Tuesday, May 15, 2012

Are you...always this articulate?

"Are you...always this articulate?" Name that movie!

I wish I was more articulate especially when I am talking to a potential employer on the phone.

I just watched Rachel Berry speak exactly what she wanted to say into her phone onto the voicemail of the lady who could potentially fulfill her dream. Yes, I know that she is a character on a TV show. There are people who can do that, though. They know exactly what they want to say and to convey, and they do it. On the spot! They don't write it out and read it over the phone like a caller on an episode of Frasier. ...not that I would do that...notes, maybe, but not word for word.

Ok, ok. Name this movie:
"No, I know what you mean, and I'm completely jealous. What happens to me when I'm provoked is that I get tongue-tied and my mind goes blank. Then, then I spend all night tossing and turning trying to figure out what I should have said."

"I have you to thank for it. For the first time in my life, when confronted with a horrible, insensitive person, I knew exactly what I wanted to say and I said it."

Ok, so I do that, too. I figure out what I should have said to someone who was less than friendly later on in the day/week/month, but my main problem these days is talking to potential employers.
I talked to all sorts of people - while cooking no less - during the Pilsbury Bake-Off. They were important people, the kind of people that made other contestants cry and/or freeze up from nervousness. Did I cry or freeze up during the Pilsbury Bake-off? Nope. I was the picture of Southern hospitality.

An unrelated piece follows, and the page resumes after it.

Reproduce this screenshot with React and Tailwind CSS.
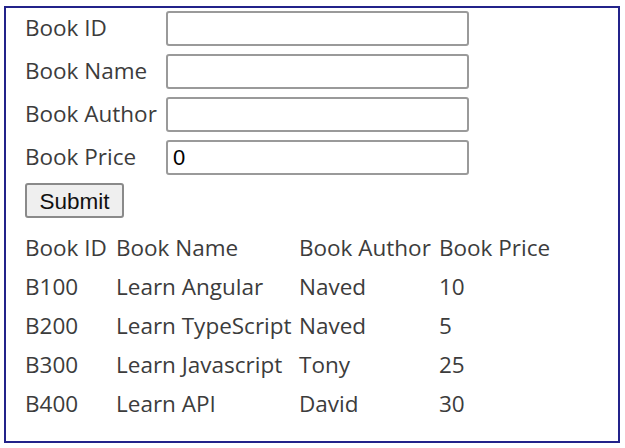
const books = [
  { id: "B100", name: "Learn Angular", author: "Naved", price: 10 },
  { id: "B200", name: "Learn TypeScript", author: "Naved", price: 5 },
  { id: "B300", name: "Learn Javascript", author: "Tony", price: 25 },
  { id: "B400", name: "Learn API", author: "David", price: 30 },
];

const fields = [
  { label: "Book ID", value: "" },
  { label: "Book Name", value: "" },
  { label: "Book Author", value: "" },
  { label: "Book Price", value: "0" },
];

export default function App() {
  return (
    <div className="w-[625px] h-[448px] bg-white overflow-hidden pt-[6px] pl-[4px]">
      <div className="w-[616px] h-[437px] border-2 border-[#23238a] pl-[19px] pt-[3px] font-['Open_Sans',sans-serif] text-[#3c3c3c] text-[22.5px]">
        {/* Form */}
        <div className="flex flex-col gap-[8px]">
          {fields.map((f) => (
            <div key={f.label} className="flex items-center h-[35px]">
              <label className="w-[141px] leading-none whitespace-nowrap">{f.label}</label>
              <input
                defaultValue={f.value}
                className="w-[303px] h-[35px] border-2 border-[#9a9a9a] rounded-[3px] px-[5px] font-['Liberation_Sans',sans-serif] text-[22px] text-black outline-none"
              />
            </div>
          ))}
          <div>
            <button className="w-[99px] h-[35px] bg-[#efefef] border-2 border-[#8a8a8a] rounded-[3px] font-['Liberation_Sans',sans-serif] text-[22.5px] text-[#111]">
              Submit
            </button>
          </div>
        </div>

        {/* Book list */}
        <table className="mt-[10px] border-collapse">
          <thead>
            <tr className="h-[39px]">
              <th className="w-[91px] p-0 text-left font-normal whitespace-nowrap">Book ID</th>
              <th className="w-[183px] p-0 text-left font-normal whitespace-nowrap">Book Name</th>
              <th className="w-[140px] p-0 text-left font-normal whitespace-nowrap">Book Author</th>
              <th className="p-0 text-left font-normal whitespace-nowrap">Book Price</th>
            </tr>
          </thead>
          <tbody>
            {books.map((b) => (
              <tr key={b.id} className="h-[39px]">
                <td className="p-0 whitespace-nowrap">{b.id}</td>
                <td className="p-0 whitespace-nowrap">{b.name}</td>
                <td className="p-0 whitespace-nowrap">{b.author}</td>
                <td className="p-0 whitespace-nowrap">{b.price}</td>
              </tr>
            ))}
          </tbody>
        </table>
      </div>
    </div>
  );
}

What is the difference between interviewing with NBC during the Pilsbury Bake-Off and interviewing with/talking on the phone with a potential employer for a teaching job? Cooking is not my passion. Teaching is.

A few years ago Bobby Flay said, "If you aren't nervous about your passion, you aren't passionate about it," to a bunch of potential Food Network Stars. The quote struck me hard. When am I most likely to be a babbling and incoherent? Answer: When I am trying to get a job.

Why can't I just tell them that I am awesome and wonderful? Why can't I brag on myself? Why can't I convey all of my above-and-beyond qualities? I blame Southern humility. It is the only time I can think of that it has shot me in the foot. *Sigh* I think I need to eat cake.

Seriously, name those movies! AND any advice?!